We also incurred consulting fees totaling $153,192 during the six-month period ended June 30, 2011, the majority of which related to business valuation services obtained in connection with our proposed merger with AEE. Consulting fees for the six-month period ended June 30, 2010 totaled $52,550 and consisted of fees associated with the obtaining of a fairness opinion related to our contemplated merger with Ryland in March 2010. The Ryland merger transaction was never completed.

Accounting fees for the six-month period ended June 30, 2011 totaled $105,696, compared to $32,000 for the six-month period ended June 30, 2010. The increase is primarily due to additional auditing services obtained in connection with our proposed merger with AEE, and related SEC filings, as well as fees incurred as a result of outsourcing of all accounting related activities beginning in November 2010.

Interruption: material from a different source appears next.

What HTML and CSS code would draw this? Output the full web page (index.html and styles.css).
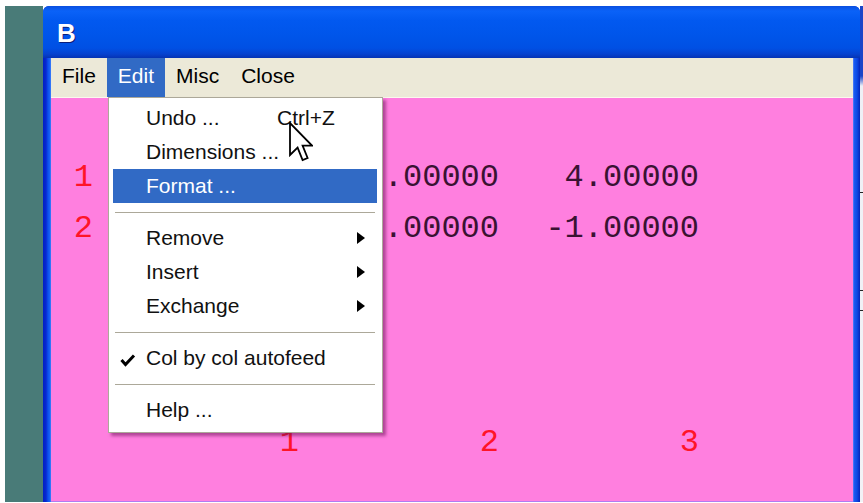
FILE: index.html
```html
<!DOCTYPE html>
<html lang="en">
<head>
<meta charset="utf-8">
<title>B</title>
<link rel="stylesheet" href="styles.css">
</head>
<body>
<div class="screen">
  <div class="desktop"></div>
  <div class="window">
    <div class="titlebar"><span class="title">B</span></div>
    <div class="frame">
      <div class="edge edge-left"></div>
      <div class="inner">
        <nav class="menubar">
          <span class="menu-item">File</span>
          <span class="menu-item active">Edit</span>
          <span class="menu-item">Misc</span>
          <span class="menu-item">Close</span>
        </nav>
        <main class="client">
          <div class="matrix">
            <span class="row-label">1</span><span class="cell"></span><span class="cell">2.00000</span><span class="cell">4.00000</span>
            <span class="row-label">2</span><span class="cell"></span><span class="cell">5.00000</span><span class="cell">-1.00000</span>
          </div>
          <div class="matrix col-labels">
            <span class="row-label"></span><span class="cell">1</span><span class="cell">2</span><span class="cell">3</span>
          </div>
        </main>
      </div>
      <div class="edge edge-right"></div>
    </div>

    <div class="dropdown">
      <div class="item"><span></span><span class="label">Undo ...</span><span class="shortcut">Ctrl+Z</span><span></span></div>
      <div class="item"><span></span><span class="label">Dimensions ...</span><span></span><span></span></div>
      <div class="item selected"><span></span><span class="label">Format ...</span><span></span><span></span></div>
      <div class="sep"></div>
      <div class="item"><span></span><span class="label">Remove</span><span></span><span class="arrow"></span></div>
      <div class="item"><span></span><span class="label">Insert</span><span></span><span class="arrow"></span></div>
      <div class="item"><span></span><span class="label">Exchange</span><span></span><span class="arrow"></span></div>
      <div class="sep"></div>
      <div class="item"><span class="check"><svg width="16" height="16" viewBox="0 0 16 16"><polyline points="1.5,8 5.5,12.5 14,3.5" fill="none" stroke="#000" stroke-width="3"/></svg></span><span class="label">Col by col autofeed</span><span></span><span></span></div>
      <div class="sep"></div>
      <div class="item"><span></span><span class="label">Help ...</span><span></span><span></span></div>
    </div>

    <svg class="cursor" width="24" height="42" viewBox="0 0 12 21">
      <path d="M0.5 0.5 L0.5 16.5 L4.3 12.8 L6.8 19 L9.3 18 L6.8 11.8 L11.5 11.8 Z" fill="#fff" stroke="#000" stroke-width="0.9" stroke-linejoin="miter"/>
    </svg>
  </div>
  <div class="backdrop-right">
    <span class="tick t1"></span>
    <span class="tick t2"></span>
    <span class="tick t3"></span>
  </div>
</div>
</body>
</html>
```
FILE: styles.css
```css
html, body {
  margin: 0;
  background: #ffffff;
}

body {
  padding: 6px 0 1px 5px;
  width: 858px;
  height: 496px;
  overflow: hidden;
}

.screen {
  display: flex;
  height: 496px;
}

.desktop {
  width: 38px;
  background: #497b78;
}

/* Luna-style window */
.window {
  position: relative;
  width: 817px;
  display: flex;
  flex-direction: column;
  border-radius: 6px 6px 0 0;
  overflow: hidden;
  background: #0831d9;
}

.titlebar {
  height: 52px;
  display: flex;
  align-items: center;
  padding-left: 14px;
  background: linear-gradient(to bottom,
    #0a4fe0 0px, #0a62f8 5px, #0259f0 14px, #0055ea 30px,
    #0050e4 42px, #0642cf 48px, #0533b4 52px);
}

.title {
  font-family: "Liberation Sans", Arial, sans-serif;
  font-weight: bold;
  font-size: 26px;
  color: #ffffff;
  text-shadow: 1px 1px 0 #0a1e7a;
  margin-top: 2px;
}

.frame {
  flex: 1;
  display: flex;
  min-height: 0;
}

.edge-left {
  width: 8px;
  background: linear-gradient(to right, #0020c4 0, #0728d0 3px, #0d50ee 5px, #1a64f6 7px, #4a86fa 8px);
}

.edge-right {
  width: 7px;
  background: linear-gradient(to right, #6a8cf8 0, #1a5cf2 1px, #0c48e4 4px, #0424b8 7px);
}

.inner {
  flex: 1;
  display: flex;
  flex-direction: column;
  min-width: 0;
}

.menubar {
  height: 39px;
  display: flex;
  align-items: stretch;
  background: #ece9d8;
  border-bottom: 1px solid #fbf8ee;
  font-family: "Liberation Sans", Tahoma, sans-serif;
  font-size: 21px;
  color: #000;
}

.menu-item {
  display: flex;
  align-items: center;
  padding: 0 11px 3px;
}

.menu-item.active {
  background: #316ac5;
  color: #ffffff;
}

.client {
  flex: 1;
  background: #ff7fdf;
  border-bottom: 1px solid #b07cf0;
  padding-top: 54px;
  font-family: "Liberation Mono", "Courier New", monospace;
  font-size: 32px;
  color: #3a1232;
}

.matrix {
  display: grid;
  grid-template-columns: 48px 200px 200px 200px;
  grid-auto-rows: 51px;
  line-height: 51px;
}

.matrix > span {
  text-align: right;
  white-space: pre;
}

.row-label {
  color: #ff1428;
  padding-right: 6px;
}

.col-labels {
  margin-top: 163px;
  color: #ff1428;
}

/* Edit drop-down */
.dropdown {
  position: absolute;
  left: 65px;
  top: 91px;
  width: 275px;
  box-sizing: border-box;
  background: #ffffff;
  border: 1px solid #aca899;
  padding: 3px 5px 5px 4px;
  box-shadow: 3px 3px 3px rgba(110, 20, 90, 0.55);
  font-family: "Liberation Sans", Tahoma, sans-serif;
  font-size: 21px;
  color: #111;
}

.item {
  display: grid;
  grid-template-columns: 33px 131px 80px 20px;
  height: 34px;
  align-items: center;
  white-space: nowrap;
}

.item.selected {
  background: #316ac5;
  color: #ffffff;
}

.label {
  overflow: visible;
}

.check {
  display: flex;
  padding-left: 7px;
  padding-top: 3px;
}

.arrow {
  width: 0;
  height: 0;
  border-left: 8px solid #000;
  border-top: 6px solid transparent;
  border-bottom: 6px solid transparent;
}

.sep {
  height: 1px;
  background: #aca899;
  margin: 9px 2px 8px;
}

.cursor {
  position: absolute;
  left: 246px;
  top: 116px;
}

.backdrop-right {
  position: relative;
  width: 3px;
  background: linear-gradient(to bottom, #1b45c8 0, #1b45c8 70px, #eef0f6 80px, #f2f2f6 100%);
}

.tick {
  position: absolute;
  left: 0;
  width: 3px;
  height: 1px;
  background: #222;
}

.t1 { top: 186px; }
.t2 { top: 284px; }
.t3 { top: 304px; }
```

Depreciation, depletion, and amortization expense for the six-month period ended June 30, 2011 consisted almost entirely of depletion expense related to the Hardy 7-9 well, which was returned to production in September 2010. No such depletion expense was recognized during the six-month period ended June 30, 2010. Depreciation expense decreased from $23,580 for the six-month period ended June 30, 2010 to $4,406 for the same period in 2011, primarily due to the fact that the majority of our office equipment, furniture, and leasehold improvements became fully depreciated in December 2010.

We recognized dividend income totaling $34,532 related to our holdings of Crescent Point common stock, which were acquired in June 2010. No such dividend income was recognized for the comparable period in 2010, as we had not yet acquired the Crescent Point stock.

We recognized Canadian income taxes totaling $892,112 in connection with the sale of certain gross overriding royalties to Ryland in June 2010.

This is not a securities offer or any kind of investment advice. You can lose all your money investing in stocks.